5) “American Idol,” 8-10 p.m. today and Sunday, ABC. It’s time to pause and see who’s left. Last week, “Idol” sifted to its top 10, then — after a night of Disney tunes – sent two more home. Now it tries something that wasn’t in the first 16 seasons: Tonight has a “Meet the Finalist” special, profiling each person and how he or she got this far. After that, the Sunday-and-Monday eliminations resume. Also at 8-10 p.m. today, NBC’s “The Voice” continues one-on-one battles between singers on different teams.

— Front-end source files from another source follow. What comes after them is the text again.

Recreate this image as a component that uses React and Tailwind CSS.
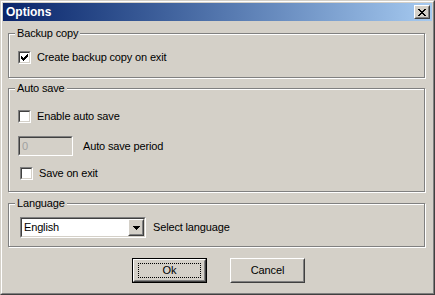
const px = (cells) =>
  cells.map(([x, y, w = 1]) => `M${x} ${y}h${w}v1h-${w}z`).join("");

const checkPath = px([
  [6, 0], [5, 1, 2], [0, 2], [4, 2, 3], [0, 3, 2], [3, 3, 3], [0, 4, 5], [1, 5, 3], [2, 6],
]);

const closePath = px([
  [0, 0, 2], [6, 0, 2], [1, 1, 2], [5, 1, 2], [2, 2, 4], [3, 3, 2], [2, 4, 4], [1, 5, 2], [5, 5, 2], [0, 6, 2], [6, 6, 2],
]);

const arrowPath = px([[0, 0, 7], [1, 1, 5], [2, 2, 3], [3, 3]]);

const Checkbox = ({ checked }) => (
  <span className="block w-[13px] h-[13px] shrink-0 border border-t-[#808080] border-l-[#808080] border-r-white border-b-white">
    <span className="block w-full h-full bg-white border border-t-[#404040] border-l-[#404040] border-r-[#d4d0c8] border-b-[#d4d0c8]">
      {checked && (
        <svg width="9" height="9" viewBox="-1 -1 9 9" shapeRendering="crispEdges" className="block">
          <path d={checkPath} fill="#000" />
        </svg>
      )}
    </span>
  </span>
);

const Raised = ({ className = "", children }) => (
  <div className={`border border-t-white border-l-white border-r-[#404040] border-b-[#404040] ${className}`}>
    <div className="w-full h-full border border-t-[#d4d0c8] border-l-[#d4d0c8] border-r-[#808080] border-b-[#808080] flex items-center justify-center">
      {children}
    </div>
  </div>
);

const Sunken = ({ className = "", inner = "", children }) => (
  <div className={`border border-t-[#808080] border-l-[#808080] border-r-white border-b-white ${className}`}>
    <div className={`w-full h-full border border-t-[#404040] border-l-[#404040] border-r-[#d4d0c8] border-b-[#d4d0c8] ${inner}`}>
      {children}
    </div>
  </div>
);

const Group = ({ label, className = "", children }) => (
  <div
    className={`relative ml-[5px] w-[417px] border border-[#808080] shadow-[inset_1px_1px_0_#fff,1px_1px_0_#fff] pl-[9px] ${className}`}
  >
    <span className="absolute -top-[7px] left-[6px] bg-[#d4d0c8] px-[2px] leading-[13px]">{label}</span>
    {children}
  </div>
);

export default function App() {
  return (
    <div className="w-[435px] h-[295px] bg-[#d4d0c8] font-['Liberation_Sans',Arial,sans-serif] text-[11px] text-black border border-t-[#d4d0c8] border-l-[#d4d0c8] border-r-[#404040] border-b-[#404040]">
      <div className="w-full h-full border border-t-white border-l-white border-r-[#808080] border-b-[#808080] p-[1px]">
        {/* title bar */}
        <div className="h-[18px] flex items-center justify-between bg-gradient-to-r from-[#0a246a] to-[#a6caf0] pl-[3px] pr-[2px]">
          <span className="text-white font-bold text-[12px] leading-[18px]">Options</span>
          <Raised className="w-[16px] h-[14px] bg-[#d4d0c8]">
            <svg width="8" height="7" viewBox="0 0 8 7" shapeRendering="crispEdges" className="block">
              <path d={closePath} fill="#000" />
            </svg>
          </Raised>
        </div>

        <div className="tracking-[-0.15px]">
          <Group label="Backup copy" className="mt-[12px] h-[45px] pt-[17px]">
            <label className="flex items-center gap-[6px] leading-[13px]">
              <Checkbox checked />
              <span>Create backup copy on exit</span>
            </label>
          </Group>

          <Group label="Auto save" className="mt-[10px] h-[104px] pt-[21px]">
            <label className="flex items-center gap-[6px] leading-[13px]">
              <Checkbox />
              <span>Enable auto save</span>
            </label>
            <div className="mt-[13px] flex items-center">
              <Sunken className="w-[55px] h-[20px]" inner="bg-[#d4d0c8] pl-[2px] leading-[16px] text-[#a0a0a0]">
                0
              </Sunken>
              <span className="ml-[10px]">Auto save period</span>
            </div>
            <label className="mt-[11px] ml-[2px] flex items-center gap-[6px] leading-[13px]">
              <Checkbox />
              <span>Save on exit</span>
            </label>
          </Group>

          <Group label="Language" className="mt-[11px] h-[44px] pt-[13px]">
            <div className="ml-[2px] flex items-center">
              <Sunken className="w-[126px] h-[21px]" inner="bg-white flex items-center justify-between">
                <span className="pl-[2px] leading-[17px]">English</span>
                <Raised className="w-[16px] h-[17px] bg-[#d4d0c8] border-t-[#d4d0c8] border-l-[#d4d0c8]">
                  <svg width="7" height="4" viewBox="0 0 7 4" shapeRendering="crispEdges" className="block">
                    <path d={arrowPath} fill="#000" />
                  </svg>
                </Raised>
              </Sunken>
              <span className="ml-[7px]">Select language</span>
            </div>
          </Group>

          <div className="mt-[11px] pl-[2px] flex justify-center gap-[23px]">
            <div className="w-[75px] h-[25px] border border-black">
              <Raised className="w-full h-full">
                <span className="w-[63px] h-[15px] flex items-center justify-center border border-dotted border-black">Ok</span>
              </Raised>
            </div>
            <Raised className="w-[75px] h-[25px]">
              <span>Cancel</span>
            </Raised>
          </div>
        </div>
      </div>
    </div>
  );
}
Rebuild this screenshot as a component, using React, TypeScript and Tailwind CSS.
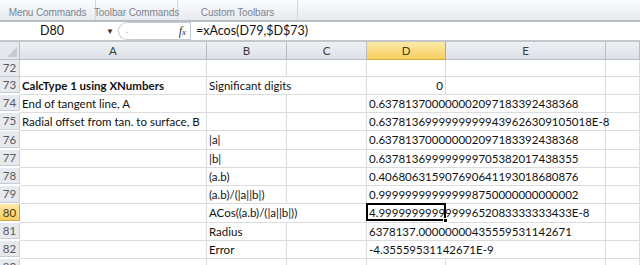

6) “1969” debut, 10 p.m. Tuesday, ABC. Last year, a CNN series called 1968 “the year that changed America.” After all, ’68 was when it all fell apart: Martin Luther King and Bobby Kennedy were killed, cities burned, Vietnam persisted. Now ABC starts a six-part look at the year that followed. The triumph of the July 20 moon landing is told in detail, alongside the Manson murders, Chappaquiddick, Woodstock, John Lennon’s “bed-ins” and the Stonewall Inn raid that sparked the drive for gay rights.
7) “Brockmire,” 10 p.m. Wednesday, IFC. Wednesdays have become the time for weird cable comedy. FX’s “What We Do In the Shadows” has a new episode at 10 p.m. (rerunning at 11) and reruns last week’s hilarious episode at 10:30. “Brockmire” has a harsher tone, rooted in the cynicism of its hero, a baseball sportscaster. Now we see where he gets it from, when his sister unearths the mom who abandoned them. She’s played by Linda Lavin, 81, in scenes that manage to be both fun and depressing.
8) Football draft, three days. CBS was planning to have the first championship game of the Alliance of American Football, on Saturday. Alas, the AAF has gone bankrupt, owing millions – some of it to CBS. Fortunately, football fans can obsess on the NFL draft … which, for the first time, is on both ABC and ESPN. They’ll have separate broadcasts from 8-11:30 p.m. Thursday (first round) and 7-11:30 p.m. Friday (second and third). A simulcast, from noon to 7 p.m. Saturday, catches the last four rounds..
9) “Love Takes Flight,” 9-11 p.m. Saturday, Hallmark. Yes, there are lots of movies on the Hallmark channels, many of them pleasantly interchangeable. But this is different; it’s under the “Hallmark Hall of Fame” banner, which goes all the way back to 1951 and has won piles of awards. These films have fewer commercials and more quality. Tonight, a doctor (Nikki DeLoach) is running her hospital and caring for her ill daughter. Then an emergency-medicine pilot (Jeff Hephner) broadens her world.
10) “The Son” season-opener, 9 p.m. Saturday, AMC, rerunning at 10:05. Sprawling across the Tex-Mex border, this hour leaps between 1852, 1915 and even 1988. A young Eli (who grew up with his American Indian captors) leads their raid … An old Eli (Pierce Brosnan) has been looking for his son Peter, who rescued a neighbor when Eli attacked her home … And Peter’s daughter is a matriarch. All reflect the slow pace of a western – and the deadly intensity that seems to infect anyone in Eli’s life.